# footbath in the bottom step



## muggers (Jul 14, 2007)

We acquired our 2009 Autoroller 600 at the end of last year and it's still within the dealer's 3 month warranty. A few niggles but the major one is a leaky side door seal so that whenever we have wind+rain (a lot :roll or drive along in rain, the footwell at the side door fills with water. Two questions for you lovely people:

is it a warranty matter? (either for dealer or Autoroller)

if not, is the seal easily replaceable?

So far we've slept in it in the drive and had a few days out with the grandchildren for picnics and just love the space and the layout, but with the Season round the corner it would be nice to see this fixed.

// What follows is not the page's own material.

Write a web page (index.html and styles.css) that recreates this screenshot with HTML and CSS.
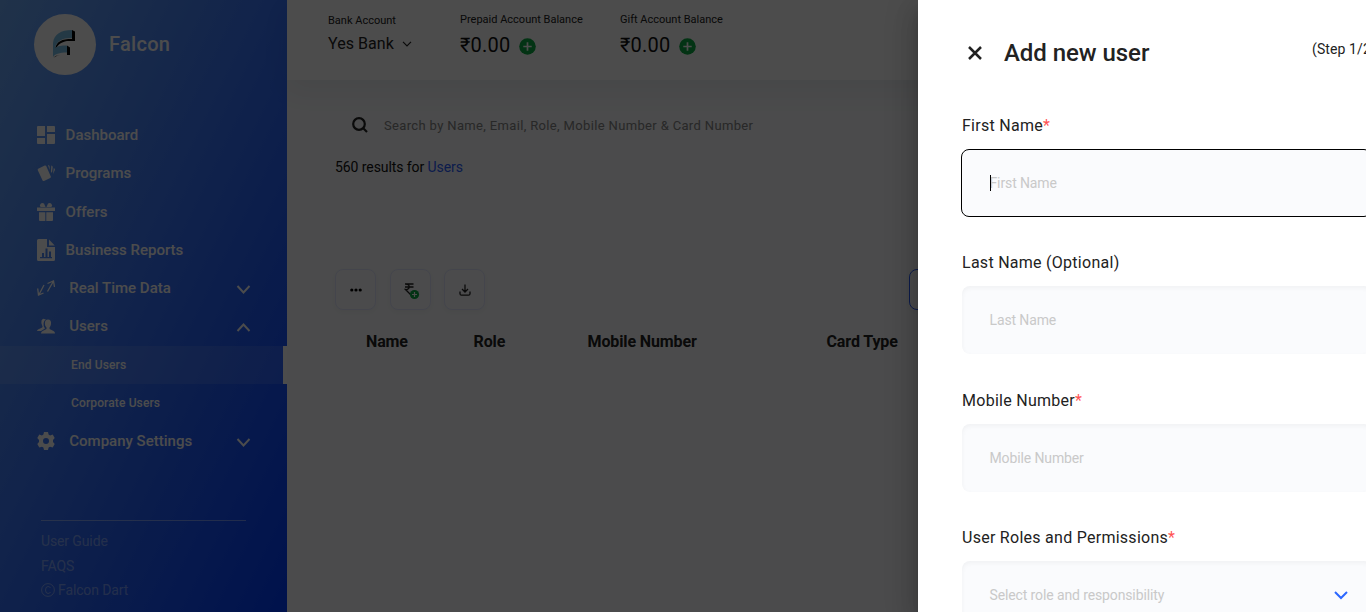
FILE: index.html
```html
<!DOCTYPE html>
<html lang="en">
<head>
<meta charset="utf-8">
<title>Falcon</title>
<link rel="stylesheet" href="styles.css">
</head>
<body>
<div class="app">
  <aside class="sidebar">
    <div class="brand">
      <div class="brand-logo">
        <svg width="24" height="30" viewBox="0 0 24 30"><path fill="#000" d="M3 21C4 12 10 10 20 10V1l3 1.500V12H15C9 13 5 16 3.500 21zM1.500 29C4 26 6 26 15 26V16.500l3 2V26H11C6 26 4 27 1.500 29z"/><path fill="#7bc0e6" d="M1 28V14C2 5 9 1 20 1V9C9.500 9 5 12 3 19C6 17 9 16.500 15 16.500V23.500C7 23.500 3 25 1 28z"/></svg>
      </div>
      <span class="brand-name">Falcon</span>
    </div>
    <nav class="menu">
      <a class="item"><svg class="ico" viewBox="0 0 18 18"><path d="M0 1q0-1 1-1h7v10H0zM10 0h7q1 0 1 1v5h-8zM0 12h8v6H1q-1 0-1-1zM10 8h8v9q0 1-1 1h-7z"/></svg><span>Dashboard</span></a>
      <a class="item"><svg class="ico" viewBox="0 0 18 18"><path d="M1.200 4.800 7.800 1.600q1-.4 1.400.5l4.600 10.500q.3 1-.6 1.400L7 17q-1 .4-1.400-.6L.8 6.200q-.3-1 .4-1.400zM11 1q1.600 0 1.600 1.500V6zM14.300 1.600q1.600.4 1.400 2l-.8 5.400-1-1.500zM16.800 4q1.600.8 1 2.200L16 10z"/></svg><span>Programs</span></a>
      <a class="item"><svg class="ico" viewBox="0 0 18 18"><path d="M0 4.500h18V8H0zM2 9.200h6.300V18H3q-1 0-1-1zM9.300 9.200H16V17q0 1-1 1H9.300zM3 2q1-3 4-1.500L8.500 4H4Q2.500 3.500 3 2zM15 2q-1-3-4-1.500L9.500 4H14q1.500-.5 1-2z"/></svg><span>Offers</span></a>
      <a class="item"><svg class="ico tall" viewBox="0 0 18 22"><path fill-rule="evenodd" d="M1.500 0H10v8h8v12.500q0 1.500-1.500 1.500h-15Q0 22 0 20.500v-19Q0 0 1.500 0zM3 18v1.300h12V18h-1v-5.500h-2V18h-1.500V9.500h-2V18H7v-4H5v4zM12 .5l5.700 6H12z"/></svg><span>Business Reports</span></a>
      <a class="item wide"><svg class="ico line" viewBox="0 0 18 18"><path d="M7 6 2 15.500M.7 9.500 1.500 16l5-2M10.500 12.500 16 3M10.500 4.500 16.500 2l1 6"/></svg><span>Real Time Data</span><svg class="chev" viewBox="0 0 14 9"><path d="M1 1l6 6.500L13 1"/></svg></a>
      <a class="item wide"><svg class="ico" viewBox="0 0 18 18"><path d="M8 2.300Q6 .5 4.500 3.500 4 6 5 8q1 1.500.2 2.500L1 12.500Q0 13 0 14h4l4-2.500Q6 9 6.600 6 7 3 9 2.400zM11 2.500q3.500.2 3 4.500-.3 2-1.500 3.500v1.500l4 2q1.500.6 1.500 2.500H4q0-2 1.600-2.600L9.500 12v-1.500Q8 9 7.900 7 7.600 2.700 11 2.500z"/></svg><span>Users</span><svg class="chev" viewBox="0 0 14 9"><path d="M1 8l6-6.500L13 8"/></svg></a>
      <a class="sub active"><span>End Users</span></a>
      <a class="sub"><span>Corporate Users</span></a>
      <a class="item wide"><svg class="ico" viewBox="0 0 18 18"><path fill-rule="evenodd" d="M7 0h4l.6 2.500 1.500.9L15.700 2.500l2 3.500L16 8v2l1.700 2-2 3.500-2.600-.8-1.500.9L11 18H7l-.6-2.400-1.500-.9-2.600.8-2-3.500L2 10V8L.3 6l2-3.500 2.600.9 1.500-.9zM9 6a3 3 0 1 0 0 6 3 3 0 0 0 0-6z"/></svg><span>Company Settings</span><svg class="chev" viewBox="0 0 14 9"><path d="M1 1l6 6.500L13 1"/></svg></a>
    </nav>
    <footer class="side-footer"><span>User Guide</span><span>FAQS</span><span class="copyright"><svg width="14" height="14" viewBox="0 0 14 14"><circle cx="7" cy="7" r="6.400"/><path d="M9.500 5Q8.800 3.500 7 3.500 4.500 3.600 4.500 7T7 10.500Q8.800 10.500 9.500 9"/></svg>Falcon Dart</span></footer>
  </aside>
  <main class="main">
    <header class="topbar">
      <div class="account bank"><span class="caption">Bank Account</span><div class="value">Yes Bank<svg width="10" height="6" viewBox="0 0 10 6"><path d="M1 .8l4 4 4-4"/></svg></div></div>
      <div class="account prepaid"><span class="caption">Prepaid Account Balance</span><div class="amount">₹0.00<svg width="17" height="17" viewBox="0 0 17 17"><circle cx="8.500" cy="8.500" r="8.300"/><path d="M8.500 4.300v8.400M4.300 8.500h8.400"/></svg></div></div>
      <div class="account gift"><span class="caption">Gift Account Balance</span><div class="amount">₹0.00<svg width="17" height="17" viewBox="0 0 17 17"><circle cx="8.500" cy="8.500" r="8.300"/><path d="M8.500 4.300v8.400M4.300 8.500h8.400"/></svg></div></div>
    </header>
    <section class="content">
      <div class="search"><svg width="16" height="16" viewBox="0 0 16 16"><circle cx="7" cy="7" r="5.800"/><path d="M11 11l4 4"/></svg><span>Search by Name, Email, Role, Mobile Number &amp; Card Number</span></div>
      <p class="results">560 results for <span>Users</span></p>
      <div class="tools">
        <button class="tool"><svg width="12" height="4" viewBox="0 0 12 4"><circle cx="1.800" cy="2" r="1.600"/><circle cx="6" cy="2" r="1.600"/><circle cx="10.200" cy="2" r="1.600"/></svg></button>
        <button class="tool"><svg class="load" width="16" height="18" viewBox="0 0 16 18"><path class="stroke" d="M1 2h8.500M1 5h8.500M1.500 2c5-.3 5 6 0 5.500L7 13"/><circle cx="10.500" cy="12.500" r="4.600" fill="#0dab43"/><path d="M10.500 10v5M8 12.500h5" stroke="#fff" stroke-width="1.200"/></svg></button>
        <button class="tool"><svg width="12" height="12" viewBox="0 0 12 12"><path class="stroke" d="M6 .5v7M3 5l3 3 3-3M1 7.500v2.200q0 1.500 1.500 1.500h7q1.500 0 1.500-1.500V7.500"/></svg></button>
        <button class="tool filter"></button>
      </div>
      <div class="table-head"><span>Name</span><span>Role</span><span>Mobile Number</span><span>Card Type</span></div>
    </section>
  </main>
</div>
<div class="overlay"></div>
<section class="drawer">
  <header class="drawer-head"><svg width="14" height="14" viewBox="0 0 14 14"><path d="M1 1l12 12M13 1L1 13"/></svg><h1>Add new user</h1><span>(Step 1/2)</span></header>
  <form class="form">
    <div class="field"><label>First Name<i>*</i></label><div class="input focused"><b class="caret"></b><span>First Name</span></div></div>
    <div class="field"><label>Last Name (Optional)</label><div class="input"><span>Last Name</span></div></div>
    <div class="field"><label>Mobile Number<i>*</i></label><div class="input"><span>Mobile Number</span></div></div>
    <div class="field"><label>User Roles and Permissions<i>*</i></label><div class="input"><span>Select role and responsibility</span><svg width="14" height="9" viewBox="0 0 14 9"><path d="M1 1l6 6 6-6"/></svg></div></div>
  </form>
</section>
</body>
</html>
```
FILE: styles.css
```css
* { box-sizing: border-box; }
html, body { height: 100%; margin: 0; overflow: hidden; }
body { font-family: Roboto, "Liberation Sans", sans-serif; color: #222; }
svg { flex: none; display: block; }
.app { display: flex; height: 612px; }

.sidebar { width: 287px; flex: none; color: #fff; display: flex; flex-direction: column; background: linear-gradient(116deg, rgb(108,168,246), rgb(0,60,255)); }
.brand { display: flex; align-items: center; gap: 13px; height: 61px; margin: 14px 0 0 34px; }
.brand-logo { width: 62px; height: 61px; border-radius: 50%; background: #fff; display: flex; align-items: center; justify-content: center; }
.brand-logo svg { margin: 0 2px 2px 0; }
.brand-name { font-size: 20px; font-weight: 500; letter-spacing: .3px; margin-bottom: 2px; }
.menu { margin-top: 41px; display: flex; flex-direction: column; }
.item { height: 38.250px; display: flex; align-items: center; padding: 0 36.500px 0 37px; gap: 10.600px; font-size: 15px; font-weight: 500; }
.item.wide { gap: 14.300px; }
.item span { flex: 1; white-space: nowrap; }
.ico { width: 18px; height: 18px; fill: #fff; }
.ico.tall { height: 22px; }
.ico.line { fill: none; stroke: #fff; stroke-width: 1.300; }
.chev { width: 15px; height: 9px; margin-top: 3px; fill: none; stroke: #fff; stroke-width: 1.900; }
.sub { height: 38.250px; display: flex; align-items: center; padding-left: 71px; font-size: 12px; font-weight: 500; letter-spacing: .13px; }
.sub.active { background: rgba(255,255,255,.1); border-right: 4px solid #fff; }
.side-footer { width: 205px; margin: 60px 0 0 41px; padding-top: 8px; border-top: 1px solid rgba(255,255,255,.4); font-size: 14px; line-height: 24.400px; letter-spacing: -.12px; color: rgba(255,255,255,.4); display: flex; flex-direction: column; }
.copyright { display: flex; align-items: center; gap: 3px; }
.copyright svg { fill: none; stroke: currentColor; }

.main { flex: 1; min-width: 0; display: flex; flex-direction: column; background: #fafbfd; }
.topbar { height: 80px; flex: none; background: #fff; box-shadow: 0 10px 25px rgba(30,40,80,.07); display: flex; padding-left: 41px; }
.account { height: 60px; white-space: nowrap; }
.bank { width: 132px; padding-top: 14px; }
.prepaid { width: 160px; padding-top: 13px; }
.gift { padding-top: 13px; }
.caption { display: block; font-size: 11px; line-height: 14px; }
.value { display: flex; align-items: center; gap: 8px; font-size: 16px; line-height: 24px; margin-top: 4px; letter-spacing: .05px; }
.value svg { fill: none; stroke: #222; stroke-width: 1.200; }
.amount { display: flex; align-items: center; gap: 9px; font-size: 20px; line-height: 26px; margin-top: 5px; color: #111; letter-spacing: .2px; }
.amount svg { margin-top: 2px; fill: #0dab43; stroke: none; }
.amount path { stroke: #fff; stroke-width: 1.700; }
.content { padding: 26px 0 0 48px; }
.search { height: 38px; display: flex; align-items: center; gap: 16px; padding-left: 17px; font-size: 13px; letter-spacing: .35px; color: #858585; }
.search svg { fill: none; stroke: #222; stroke-width: 2.200; }
.results { margin: 13px 0 0; font-size: 14px; line-height: 20px; letter-spacing: -.08px; color: #111; }
.results span { color: #2b60ff; }
.tools { display: flex; gap: 13.500px; margin-top: 92px; }
.tool { width: 41px; height: 41px; padding: 0; border: 1px solid #e4e8ff; border-radius: 8px; background: #fcfcff; display: flex; align-items: center; justify-content: center; box-shadow: 0 2px 5px rgba(0,0,0,.03); }
.tool .stroke { fill: none; stroke: #222; stroke-width: 1.300; }
.load { margin: 2px 0 0 3px; }
.tool.filter { width: 120px; margin-left: 410.500px; border-color: #2b60ff; }
.table-head { display: grid; grid-template-columns: 107.500px 114px 239px 120px; padding-left: 31px; margin-top: 22px; font-size: 16px; letter-spacing: -.12px; font-weight: 700; line-height: 20px; white-space: nowrap; }

.overlay { position: absolute; inset: 0; background: rgba(0,0,0,.7); }
.drawer { position: absolute; inset: 0 -30px 0 918px; background: #fff; overflow: visible; box-shadow: 0 8px 10px -5px rgba(0,0,0,.2), 0 16px 24px 2px rgba(0,0,0,.14), 0 6px 30px 5px rgba(0,0,0,.12); padding: 36px 0 0 44px; }
.drawer-head { display: flex; align-items: center; height: 34px; padding-left: 5.500px; }
.drawer-head svg { fill: none; stroke: #222; stroke-width: 2.500; }
h1 { margin: 0; padding-left: 22.500px; width: 330.500px; font-size: 24px; font-weight: 500; line-height: 34px; letter-spacing: -.05px; color: #222; white-space: nowrap; }
.drawer-head span { font-size: 14px; letter-spacing: .1px; margin-top: -9px; white-space: nowrap; }
.form { padding-top: 46px; display: flex; flex-direction: column; gap: 36.400px; }
.field { height: 101px; display: flex; flex-direction: column; gap: 13px; }
label { font-size: 16px; line-height: 20px; letter-spacing: .27px; }
label i { color: #ff5454; font-style: normal; }
.input { position: relative; width: 410px; height: 68px; flex: none; border-radius: 8px; background: #fafbfd; box-shadow: inset 0 2px 5px rgba(0,0,0,.045); display: flex; align-items: center; padding: 0 24px 0 27.500px; font-size: 14px; letter-spacing: -.12px; color: #c9c9c9; }
.focused { width: 411px; margin-left: -1px; border: 1px solid #000; box-shadow: none; }
.input span { flex: 1; }
.caret { position: absolute; left: 28px; top: 25px; width: 1px; height: 16px; background: #000; }
.input svg { fill: none; stroke: #2b67ff; stroke-width: 2; }
```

We're due back at the dealer for warranty snagging next month.

Thanks in advance.


----------



## steco1958 (Mar 5, 2009)

Not sure that you have a warranty Claim per se, as you have picked the MH up second hand, I suppose it depends on how it was sold to you, did they mention that there was still a period of warranty left on the MH.

I would say the way to go would be to mention the problem that you are experiencing, and that you are expecting them to put it right.

The problem will probably be a faulty door seal, or a mis-aligned door.

Both can be fixed.

Hope all goes well


----------



## cabby (May 14, 2005)

Yes you can expect the dealer to put this right.you have their warranty to cover this, not the makers.It is either the seal wants replacing and/or the door needs adjusting.I have seen vans with a shaped thin rain gutter for want of a better word that helps.

cabby

ps. if you have more than a couple of faults that need fixing do make a list and give a copy to the dealer, then there will be no arguments about what you asked to be done.


----------



## muggers (Jul 14, 2007)

Thanks guys. We'll certainly take it up with the dealer.


----------